Gerade die Verlagerung der Dynamik des Schattenbankensystems in die Emerging Markets ist ein wichtiger Beleg dafür, dass die globale Synchronisierung von Regulierung und Aufsicht weiter vertieft werden muss und nationale Alleingänge eher zu einer Zunahme der Risiken führen würde. Die nach der Finanzkrise eingeleitete international abgestimmte Regulierung und Beaufsichtigung des Schattenbankensektors sollte dafür die Benchmark sein.

Position des Bankenverbandes

  • Die aktuelle Entwicklung ist nicht als Beleg dafür anzusehen, dass die Arbeit bereits getan ist. Noch kann nicht mit Sicherheit gesagt werden, ob die Anreize für die mit hohen Risiken behafteten Schattenbankgeschäfte bereits vollständig beseitigt wurden.
  • Gleichwohl fällt die Bilanz zehn Jahre nach Beginn der Finanzkrise positiv aus.

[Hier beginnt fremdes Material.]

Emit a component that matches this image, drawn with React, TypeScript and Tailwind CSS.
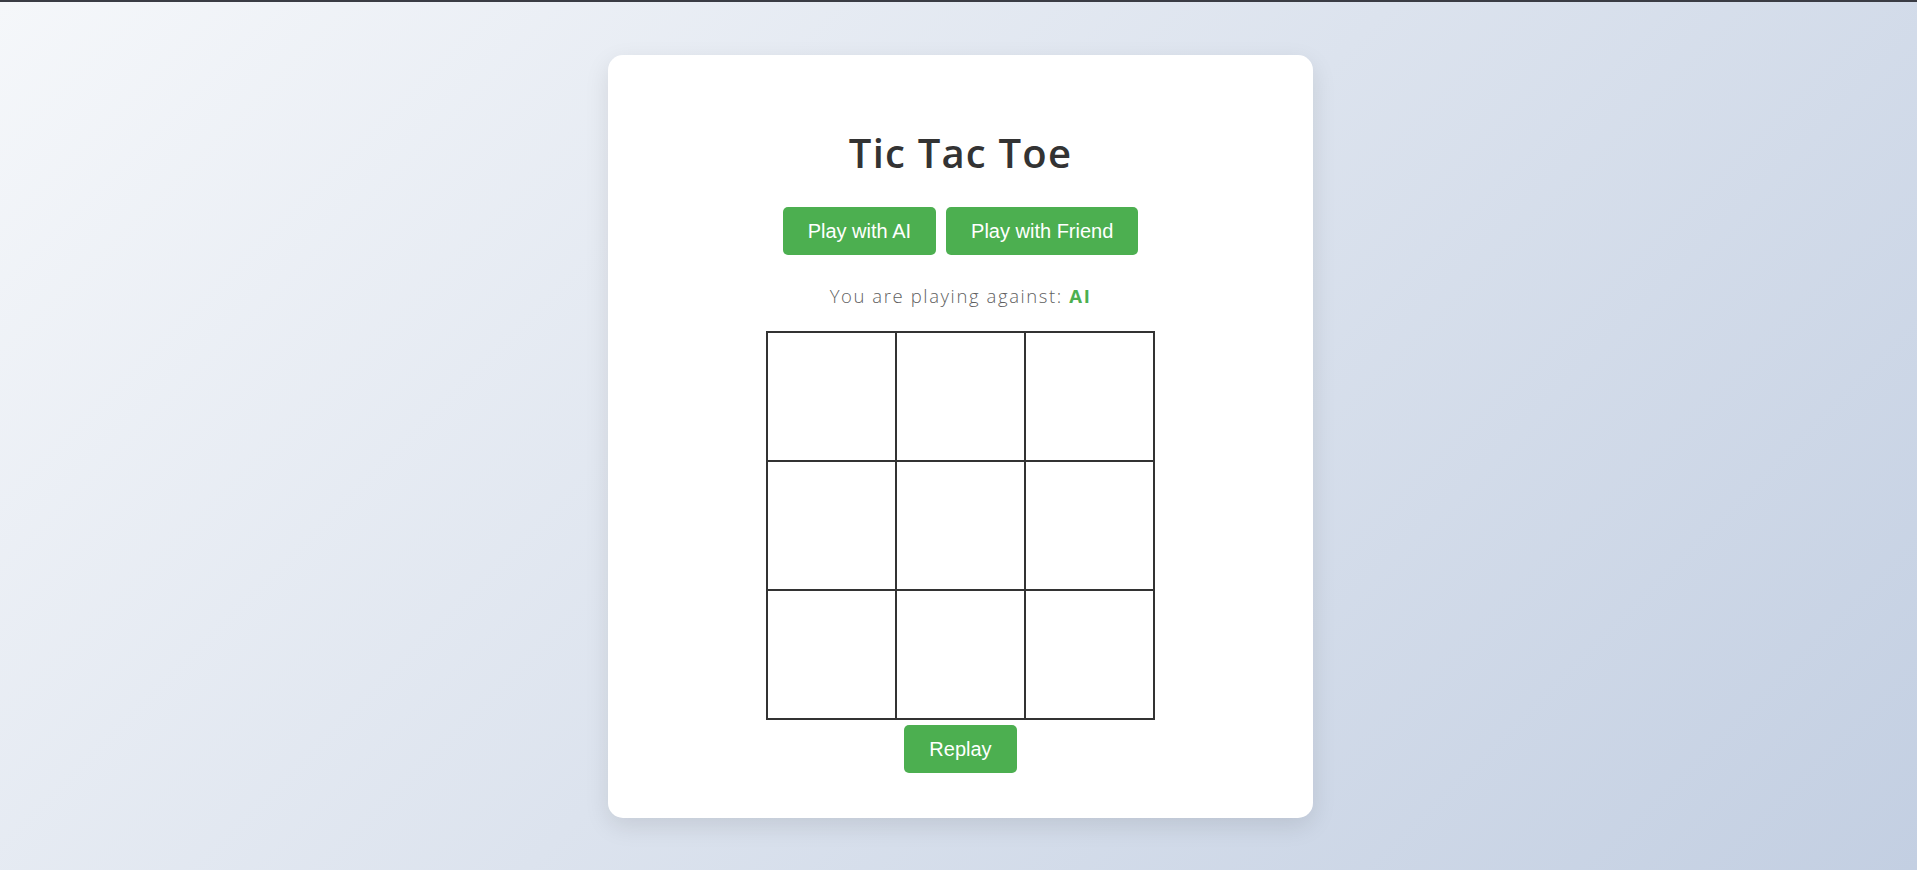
import { useState } from "react"

type Mode = "AI" | "Friend"

export default function App() {
    const [mode, setMode] = useState<Mode>("AI")
    const [board, setBoard] = useState<string[]>(Array(9).fill(""))
    const [turn, setTurn] = useState<"X" | "O">("X")

    const play = (i: number) => {
        if (board[i]) return
        const next = [...board]
        next[i] = turn
        setBoard(next)
        setTurn(turn === "X" ? "O" : "X")
    }

    const reset = () => {
        setBoard(Array(9).fill(""))
        setTurn("X")
    }

    const btn =
        "bg-[#4caf50] text-white text-[20px] leading-[24px] px-[25px] py-[12px] rounded-[5px] cursor-pointer hover:bg-[#45a049] [font-family:'Liberation_Sans',Arial,sans-serif]"

    return (
        <div className="min-h-screen flex flex-col bg-[linear-gradient(135deg,#f5f7fa_0%,#c3cfe2_100%)]">
            <div className="h-[2px] bg-[#3a3c44]" />
            <div className="flex-1 flex items-center justify-center">
                <div className="ml-[4px] w-[705px] h-[763px] bg-white rounded-[15px] shadow-[0_8px_24px_rgba(0,0,0,0.1)] flex flex-col items-center pt-[74px] [font-family:'Open_Sans',sans-serif]">
                    <h1 className="text-[40px] leading-[48px] font-semibold text-[#333] tracking-[1.2px]">Tic Tac Toe</h1>

                    <div className="flex gap-[10px] mt-[30px]">
                        <button className={btn} onClick={() => { setMode("AI"); reset() }}>Play with AI</button>
                        <button className={btn} onClick={() => { setMode("Friend"); reset() }}>Play with Friend</button>
                    </div>

                    <p className="mt-[27px] text-[18.5px] leading-[27px] font-light text-[#5f5f5f] tracking-[1.6px]">
                        You are playing against: <span className="font-bold text-[#4caf50]">{mode}</span>
                    </p>

                    {/* tablero */}
                    <div className="mt-[22px] grid grid-cols-3 gap-[2px] p-[2px] bg-[#333]">
                        {board.map((cell, i) => (
                            <div
                                key={i}
                                onClick={() => play(i)}
                                className="w-[127px] h-[127px] bg-white flex items-center justify-center text-[64px] font-bold text-[#333] cursor-pointer"
                            >
                                {cell}
                            </div>
                        ))}
                    </div>

                    <button className={`${btn} mt-[5px]`} onClick={reset}>Replay</button>
                </div>
            </div>
        </div>
    )
}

Viele Schattenbanken­aktivitäten, die die Auswirkungen der globalen Finanzkrise verstärkt hatten, stellen in den Industrieländern keine existenzielle Bedrohung für die Finanzstabilität mehr dar.
  • Nicht zuletzt wurden die Rahmenbedingungen für den Verbriefungsmarkt gestärkt, die Repo-Marktaktivitäten überarbeitet, Geldmarktfonds robuster gestaltet und die Vernetzung zwischen Banken und Schattenbanken verringert.
  • Die Reformbemühungen zielten darauf ab, die strukturellen Merkmale der risikoreicheren Aspekte des Schattenbankwesens sowie die wirtschaftlichen Anreize zu verändern. Die Geschäftsmodelle der Intermediäre haben sich dadurch grundlegend verändert.
  • Aber es sind auch neue Risiken entstanden, denen in Zukunft von Marktteilnehmern, Regulierern und Politik hohe Aufmerksamkeit gewidmet werden sollte.